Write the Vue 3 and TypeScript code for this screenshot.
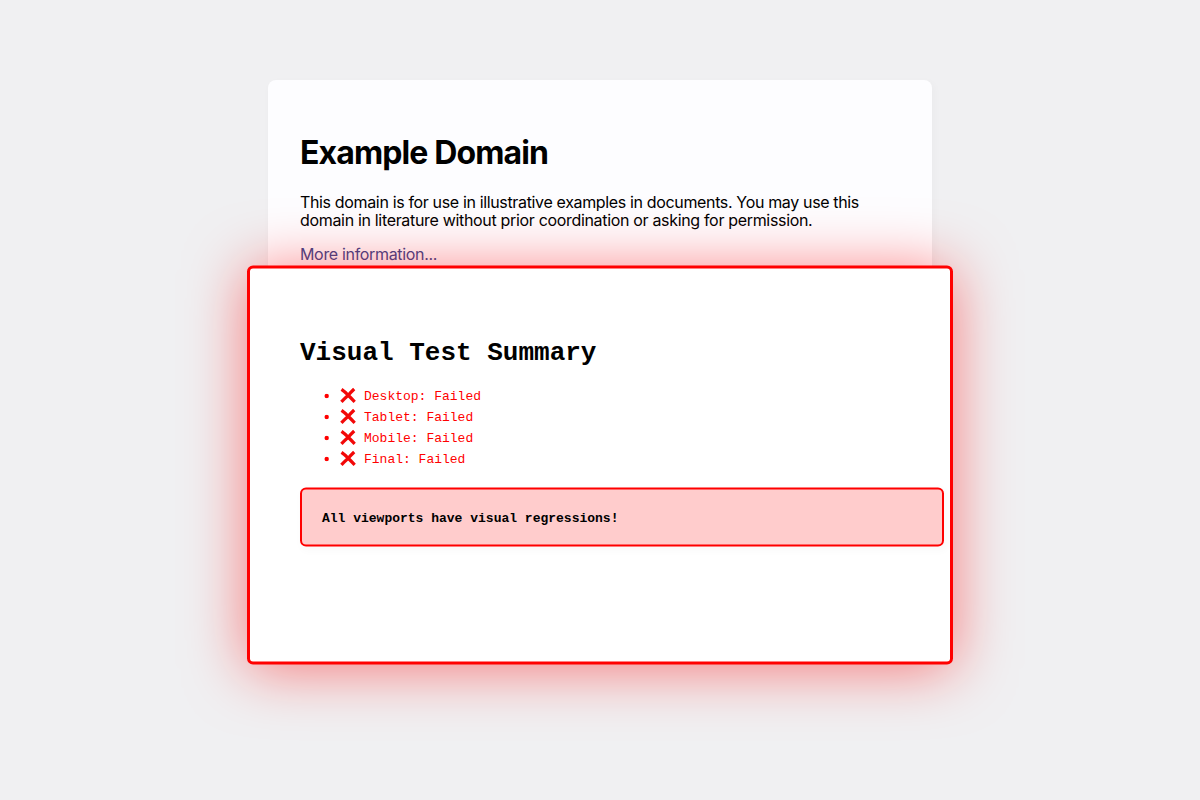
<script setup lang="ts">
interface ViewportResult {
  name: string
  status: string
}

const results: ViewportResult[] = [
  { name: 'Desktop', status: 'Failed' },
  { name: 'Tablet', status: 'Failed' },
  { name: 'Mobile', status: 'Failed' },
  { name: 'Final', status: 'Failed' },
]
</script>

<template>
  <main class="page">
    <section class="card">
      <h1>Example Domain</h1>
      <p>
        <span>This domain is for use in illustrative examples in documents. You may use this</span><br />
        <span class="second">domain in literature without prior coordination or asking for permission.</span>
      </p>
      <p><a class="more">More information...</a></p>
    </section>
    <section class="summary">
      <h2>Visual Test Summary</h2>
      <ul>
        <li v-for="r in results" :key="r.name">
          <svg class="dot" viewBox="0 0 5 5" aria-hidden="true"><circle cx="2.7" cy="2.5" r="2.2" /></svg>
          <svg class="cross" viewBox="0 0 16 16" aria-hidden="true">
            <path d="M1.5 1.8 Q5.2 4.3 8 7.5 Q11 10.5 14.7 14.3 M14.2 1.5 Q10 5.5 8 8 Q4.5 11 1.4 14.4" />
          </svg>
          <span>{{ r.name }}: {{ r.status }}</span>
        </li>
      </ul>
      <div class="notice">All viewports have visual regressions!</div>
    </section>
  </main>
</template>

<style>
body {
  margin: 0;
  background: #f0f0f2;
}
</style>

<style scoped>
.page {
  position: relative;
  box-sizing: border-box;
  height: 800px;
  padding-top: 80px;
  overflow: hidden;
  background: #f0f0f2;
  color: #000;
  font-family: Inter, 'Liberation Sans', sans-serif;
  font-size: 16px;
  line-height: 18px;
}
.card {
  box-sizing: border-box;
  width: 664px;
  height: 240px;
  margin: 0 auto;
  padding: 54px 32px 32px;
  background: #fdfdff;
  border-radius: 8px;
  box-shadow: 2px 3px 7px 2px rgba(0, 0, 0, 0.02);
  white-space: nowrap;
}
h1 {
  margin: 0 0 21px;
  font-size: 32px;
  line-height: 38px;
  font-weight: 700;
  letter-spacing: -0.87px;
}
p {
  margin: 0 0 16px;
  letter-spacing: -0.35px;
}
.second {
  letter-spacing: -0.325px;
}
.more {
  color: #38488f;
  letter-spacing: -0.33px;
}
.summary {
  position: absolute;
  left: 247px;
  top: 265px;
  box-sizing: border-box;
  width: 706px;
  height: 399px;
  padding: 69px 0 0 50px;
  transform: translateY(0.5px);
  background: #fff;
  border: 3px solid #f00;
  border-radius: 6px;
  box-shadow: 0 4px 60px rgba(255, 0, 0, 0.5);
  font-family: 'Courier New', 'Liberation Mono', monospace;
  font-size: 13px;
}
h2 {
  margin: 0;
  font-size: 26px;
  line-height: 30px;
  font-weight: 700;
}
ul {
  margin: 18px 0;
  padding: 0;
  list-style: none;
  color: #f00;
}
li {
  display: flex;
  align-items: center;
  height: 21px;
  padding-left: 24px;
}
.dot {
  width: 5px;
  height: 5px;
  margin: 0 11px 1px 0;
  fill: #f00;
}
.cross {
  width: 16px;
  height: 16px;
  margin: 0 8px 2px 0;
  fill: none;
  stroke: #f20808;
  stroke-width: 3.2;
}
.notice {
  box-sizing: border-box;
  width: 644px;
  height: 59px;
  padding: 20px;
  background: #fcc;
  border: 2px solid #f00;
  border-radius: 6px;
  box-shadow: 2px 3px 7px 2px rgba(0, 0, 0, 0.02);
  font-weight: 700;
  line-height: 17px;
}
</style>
──────
To do: Make a list of all lines in the data that contain "this".

Solution:
Write the Vue 3 and TypeScript code for this screenshot.
        <span>This domain is for use in illustrative examples in documents. You may use this</span><br />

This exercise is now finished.